We can now wait until the jobs are finished. When the evaluation of the model trained on the original data is finished, the one trained on privatized should be done soon after.

In [None]:
from sagemaker.processing import ProcessingJob

sensitive_job = ProcessingJob.from_processing_name(
    sagemaker_session, processing_job_name=sensitive_job_name)
sensitive_job.wait()

In [None]:
privatized_job = ProcessingJob.from_processing_name(
    sagemaker_session, processing_job_name=privatized_job_name)
privatized_job.wait()

In [None]:
from sagemaker.s3 import S3Downloader
from pathlib import Path

Path('./sensitive-model-evaluation').mkdir(exist_ok=True)
S3Downloader.download(sensitive_model_evaluation, "./sensitive-model-evaluation")

### Accuracy on original data

In [None]:
!cat ./sensitive-model-evaluation/accuracy-metrics.txt


In [None]:
from IPython.display import Image

# Sensitive Data - ROC Curve
Image(url= "./sensitive-model-evaluation/accuracy-ROC.png")

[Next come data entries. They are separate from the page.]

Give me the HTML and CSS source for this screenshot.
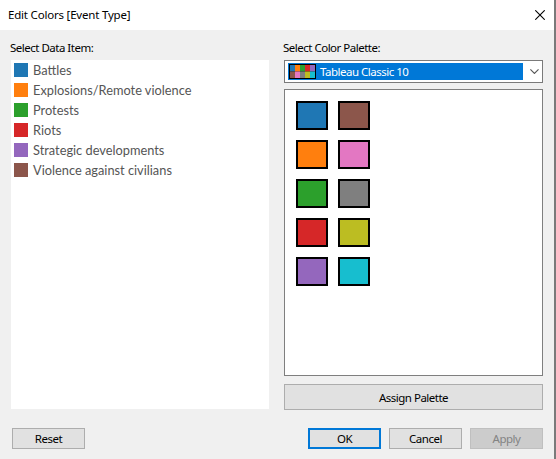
FILE: index.html
```html
<!DOCTYPE html>
<html>
<head>
<meta charset="utf-8">
<link rel="stylesheet" href="styles.css">
</head>
<body>
<div class="window">
  <div class="titlebar">
    <span class="title">Edit Colors [Event Type]</span>
    <svg class="close" width="10" height="10" viewBox="0 0 10 10"><path d="M0.3 0.3 L9.7 9.7 M9.7 0.3 L0.3 9.7" stroke="#000" stroke-width="1.1" fill="none"/></svg>
  </div>
  <div class="main">
    <div class="col left">
      <div class="label">Select Data Item:</div>
      <ul class="items">
        <li><span class="sw" style="background:#1f77b4"></span>Battles</li>
        <li><span class="sw" style="background:#ff7f0e"></span>Explosions/Remote violence</li>
        <li><span class="sw" style="background:#2ca02c"></span>Protests</li>
        <li><span class="sw" style="background:#d62728"></span>Riots</li>
        <li><span class="sw" style="background:#9467bd"></span>Strategic developments</li>
        <li><span class="sw" style="background:#8c564b"></span>Violence against civilians</li>
      </ul>
    </div>
    <div class="col right">
      <div class="label">Select Color Palette:</div>
      <div class="select">
        <div class="sel-bar">
          <svg class="pal-icon" width="27" height="15" viewBox="0 0 27 15">
            <rect x="0" y="0" width="27" height="15" fill="#000"/>
            <rect x="1" y="1" width="5" height="6.5" fill="#1f77b4"/>
            <rect x="6" y="1" width="5" height="6.5" fill="#ff7f0e"/>
            <rect x="11" y="1" width="5" height="6.5" fill="#2ca02c"/>
            <rect x="16" y="1" width="5" height="6.5" fill="#d62728"/>
            <rect x="21" y="1" width="5" height="6.5" fill="#9467bd"/>
            <rect x="1" y="7.5" width="5" height="6.5" fill="#8c564b"/>
            <rect x="6" y="7.5" width="5" height="6.5" fill="#e377c2"/>
            <rect x="11" y="7.5" width="5" height="6.5" fill="#7f7f7f"/>
            <rect x="16" y="7.5" width="5" height="6.5" fill="#bcbd22"/>
            <rect x="21" y="7.5" width="5" height="6.5" fill="#17becf"/>
          </svg>
          <span class="sel-text">Tableau Classic 10</span>
        </div>
        <svg class="chev" width="9" height="5" viewBox="0 0 9 5"><path d="M0.4 0.4 L4.5 4.5 L8.6 0.4" stroke="#555" stroke-width="1.1" fill="none"/></svg>
      </div>
      <div class="palette">
        <div class="grid">
          <span class="cell" style="background:#1f77b4"></span>
          <span class="cell" style="background:#8c564b"></span>
          <span class="cell" style="background:#ff7f0e"></span>
          <span class="cell" style="background:#e377c2"></span>
          <span class="cell" style="background:#2ca02c"></span>
          <span class="cell" style="background:#7f7f7f"></span>
          <span class="cell" style="background:#d62728"></span>
          <span class="cell" style="background:#bcbd22"></span>
          <span class="cell" style="background:#9467bd"></span>
          <span class="cell" style="background:#17becf"></span>
        </div>
      </div>
      <button class="btn assign">Assign Palette</button>
    </div>
  </div>
  <div class="footer">
    <button class="btn">Reset</button>
    <div class="spacer"></div>
    <button class="btn ok">OK</button>
    <button class="btn">Cancel</button>
    <button class="btn disabled">Apply</button>
  </div>
</div>
</body>
</html>
```
FILE: styles.css
```css
html, body {
  margin: 0;
  padding: 0;
  background: #f0f0f0;
}
.window {
  width: 556px;
  height: 459px;
  box-sizing: border-box;
  border-right: 2px solid #7a7a7a;
  background: #f0f0f0;
  display: flex;
  flex-direction: column;
  font-family: "Noto Sans", "Open Sans", sans-serif;
  font-size: 11.5px;
  letter-spacing: -0.5px;
  color: #000;
}
.titlebar {
  height: 30px;
  background: #fff;
  display: flex;
  align-items: center;
  padding: 0 9px 0 8px;
  box-sizing: border-box;
}
.title {
  flex: 1;
  font-size: 11.5px;
  letter-spacing: -0.2px;
  padding-bottom: 1px;
}
.close {
  margin-top: -1px;
}
.main {
  display: flex;
  padding: 10px 0 0 11px;
  gap: 15px;
}
.col {
  display: flex;
  flex-direction: column;
}
.left { width: 258px; }
.right { width: 259px; }
.label {
  height: 20px;
  line-height: 15px;
}
.left .label { margin-left: -1px; }
.right .label { margin-left: -1px; }
.items {
  list-style: none;
  margin: 0;
  padding: 3px 0 0 3px;
  background: #fff;
  height: 349px;
  box-sizing: border-box;
  font-family: "Lato", sans-serif;
  font-size: 12.8px;
  letter-spacing: 0;
  color: #555;
}
.items li {
  height: 20px;
  line-height: 15px;
  display: flex;
  align-items: flex-start;
}
.sw {
  width: 14px;
  height: 14px;
  margin-right: 5px;
  flex: none;
}
.select {
  height: 23px;
  border: 1px solid #7a7a7a;
  background: #fff;
  box-sizing: border-box;
  display: flex;
  align-items: center;
  padding: 2px 3px 2px 3px;
}
.sel-bar {
  width: 238px;
  height: 17px;
  background: #0078d7;
  display: flex;
  align-items: center;
  padding-left: 1px;
  box-sizing: border-box;
}
.pal-icon { flex: none; }
.sel-text {
  color: #fff;
  margin-left: 4px;
}
.chev {
  margin-left: 7px;
}
.palette {
  margin-top: 6px;
  height: 287px;
  border: 1px solid #7f7f7f;
  background: #fff;
  box-sizing: border-box;
  padding: 11px 0 0 11px;
}
.grid {
  display: grid;
  grid-template-columns: 32px 32px;
  grid-auto-rows: 29px;
  column-gap: 10px;
  row-gap: 10px;
}
.cell {
  border: 2px solid #000;
  box-sizing: border-box;
}
.btn {
  font-family: "Noto Sans", "Open Sans", sans-serif;
  font-size: 11.5px;
  letter-spacing: -0.5px;
  background: #e1e1e1;
  border: 1px solid #adadad;
  color: #000;
  padding: 0;
  margin: 0;
  box-sizing: border-box;
}
.assign {
  margin-top: 8px;
  height: 26px;
  width: 259px;
}
.footer {
  display: flex;
  padding: 18px 0 0 12px;
  gap: 8px;
}
.footer .btn {
  width: 73px;
  height: 21px;
  line-height: 17px;
}
.spacer { flex: 1; }
.footer .ok {
  border: 2px solid #0078d7;
}
.footer .btn.disabled {
  background: #cccccc;
  border-color: #bfbfbf;
  color: #838383;
  margin-right: 11px;
}
```
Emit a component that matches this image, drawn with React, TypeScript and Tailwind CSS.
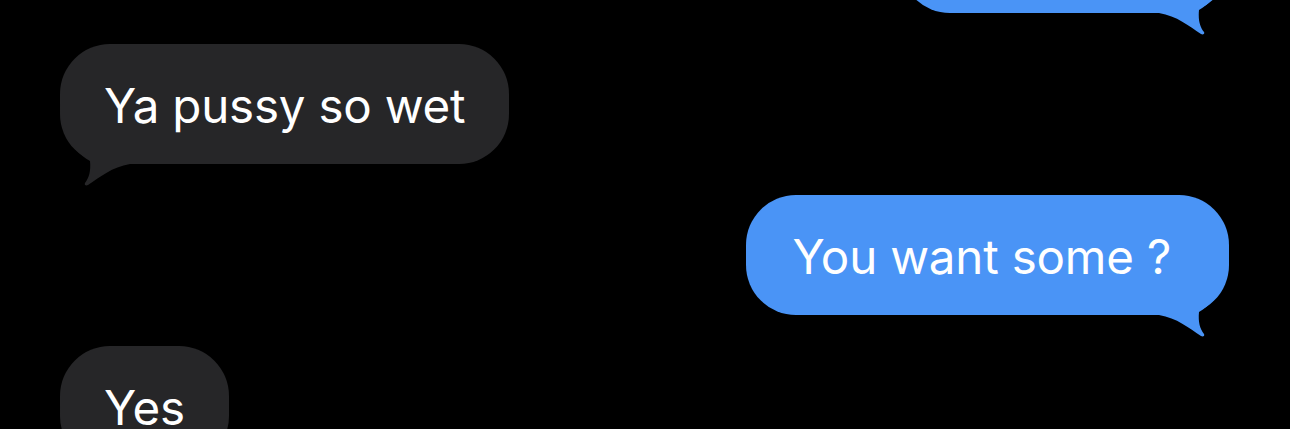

### Accuracy on privatized data

In [None]:
Path('./privatized-model-evaluation').mkdir(exist_ok=True)
S3Downloader.download(privatized_model_evaluation, "./privatized-model-evaluation")

In [None]:
!cat ./privatized-model-evaluation/accuracy-metrics.txt


In [None]:
# Privatized Data - ROC Curve
Image(url= "./privatized-model-evaluation/accuracy-ROC.png")

While the exact numbers for accuracy might vary slightly between the two models, we should see that their performance is very similar.

So even though as we saw in the pre-processing examples we have modified the exact words in the reviews quite heavily, thereby making it harder to identify individuals as the ones who wrote them, we lost very little in terms of the accuracy of the privatized model compared to the one trained on the original data.

Using the proposed algorithm, customers can provide better privacy for their users, while maintaining accurate models that help meet their business needs.